The park service is also still working on a badly damaged road in the park that goes through the famous Lamar Valley to the north east entrance.
Visitors have been allowed to travel it with 2 traffic lights added.
“Extremely strange to see traffic lights in Yellowstone,” John says.” But if it works to get visitors back in that area I am all for it. To be back in the Lamar Valley after 4 months is huge as it pretty much was our home away from home. We, as well as many other visitors, are very grateful for the hard work that has been put in repairing all the damaged roads. To say it was a huge Project is an understatement.”

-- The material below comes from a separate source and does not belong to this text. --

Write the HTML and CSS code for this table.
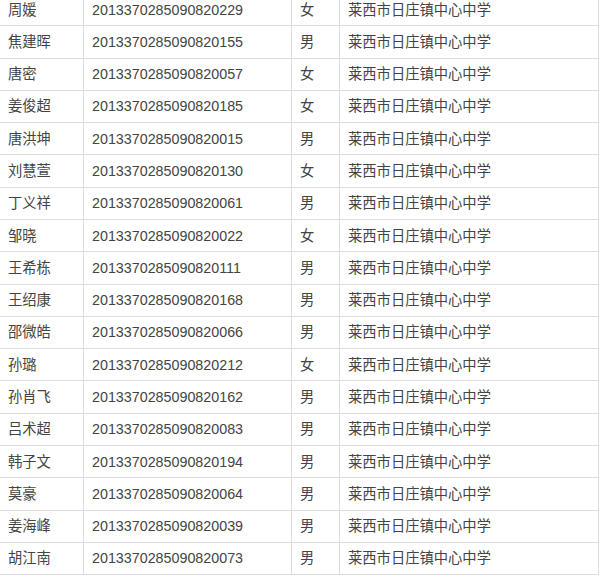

So the Monville’s are staying in Gardiner for now. With apologies to an Ontonagon Gift Shop, they are ‘Living the dream.’ The dream of living next to YNP. They are back to taking hundreds of wildlife pictures and documenting every moment.
Sandy shares many of her photos with friends and family on her Facebook page. They also have a YouTube Channel with videos.
You can check out their YouTube page at: John and Sandys Wild Yellowstone.
Yellowstone is often called the Serengeti of the US. It has the largest concentration of viewable wildlife anywhere in the U.S.
“I have taken pictures of the wolves on the hunt, and sleeping as a pack. I have some great pictures of grizzly’s, some even closer than I wanted. I love documenting the seasons of the wildlife. Such as the elk, the bighorn sheep rut, and of course the spring season with all the babies running around. Everyone needs to see Yellowstone, it is just so magical.” Sandy states, with John quickly adding, “You better cut her off or she will talk to you for hours about all the pictures, moments and adventures we have been on.”
Sandy knows this has been a once in a lifetime opportunity and she has documented it well. As Sandy says, “It has been one daily amazing wild ride that you never want to get off. Even with a flood thrown at us, we have absolutely no regrets. The best move we ever made!”